Like many Menlo Park residents, I recently received a letter from a group calling itself "Save Menlo's Uniqueness" (the return address printed in symbolic green), with not a single identified name attached, asking me to register opposition to a big "internationally held equity firm" intending to penetrate Menlo Park. The letter implies it might be anti-American to allow BevMo to open a Menlo Park branch, apparently because the "multinational" chain is owned by a London-based firm, even though the stores are only in California and Arizona.
The letter appeals to the kind of fear-mongering many of us deplore on the national scene. It would be more honest and respectful of civic dialogue to list directly the reasons for opposing BevMo by this "group of Menlo Park locally owned purveyors of wines and spirits." If the underlying issue is the threat of competition, then it would help to clarify the challenges of running a successful downtown business by listing key factors, including the problem of high rents.
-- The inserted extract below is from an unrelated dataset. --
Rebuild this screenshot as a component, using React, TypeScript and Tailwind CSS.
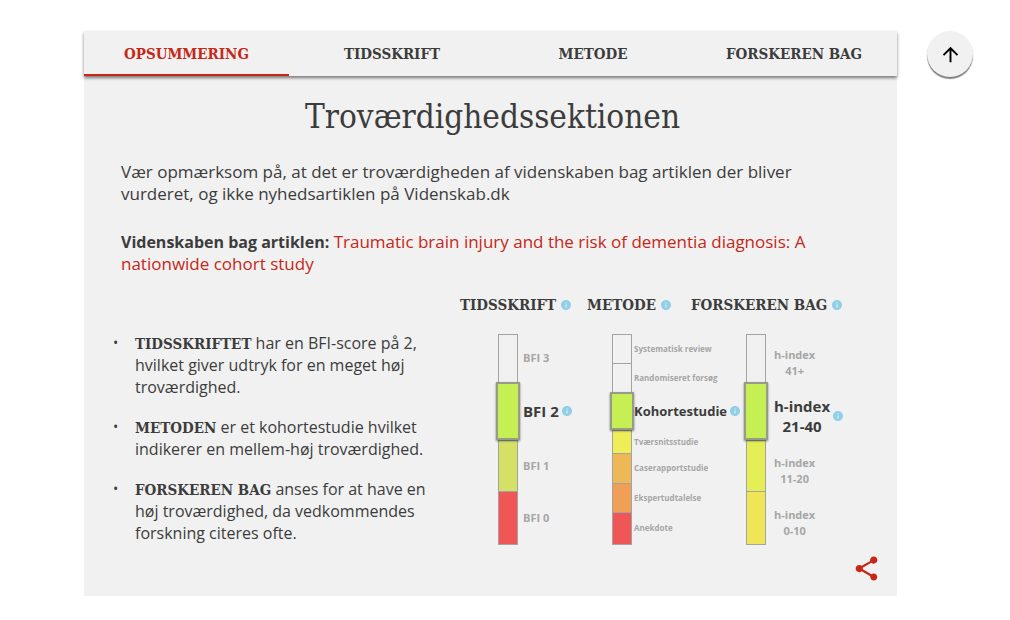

Absent such context, it is easy to point fingers and lay blame, as the mailing from "Save Menlo's Uniqueness" does. We have other chains (Starbucks, Amici's and even Peet's) already in residence right on Santa Cruz Avenue, yet they do not seem to have significantly eroded the "village character" and "local community" that are repeatedly invoked in this mailing as values-under-threat.
The anti-BevMo letter appears to be part of an unannounced but targeted campaign against change in downtown Menlo Park. The campaign unfortunately is also against unemotional and open discussion of the pluses and minuses of different ideas.
I've been a dedicated shopper at the Sunday Menlo Park farmers' market for years, and a table recently set up there provides materials that sound like the anti-BevMo letter. Here a sign warns, "Existing Farmer's Market Threatened," and leaflets sponsored by yet another organization, the "Menlo Park Downtown Alliance," argue against what will happen if the City Council approves parking changes proposed in the draft specific plan.
There is the same kind of exaggerated "us versus them" language, but instead of BevMo the opponents are the Planning Department and City Council.
This is not the kind of public debate I want or expect in Menlo Park. The sometimes angry and bitter tone is not a role model for anybody to emulate. There seems to be little respect for clarity and facts. Transparency is a lost cause.
There's nothing wrong with criticizing a new business or planning proposal. But let's all take responsibility to promote better civic discourse than we're now tolerating in Menlo Park. That's more important than this store or another, or numbers of parking spaces, because it's about being a respectful, engaged, and accountable member of the Menlo Park community.
Susan Gillman lives on College Avenue and has been a Menlo Park resident for 20 years. She is professor of literature at UC Santa Cruz.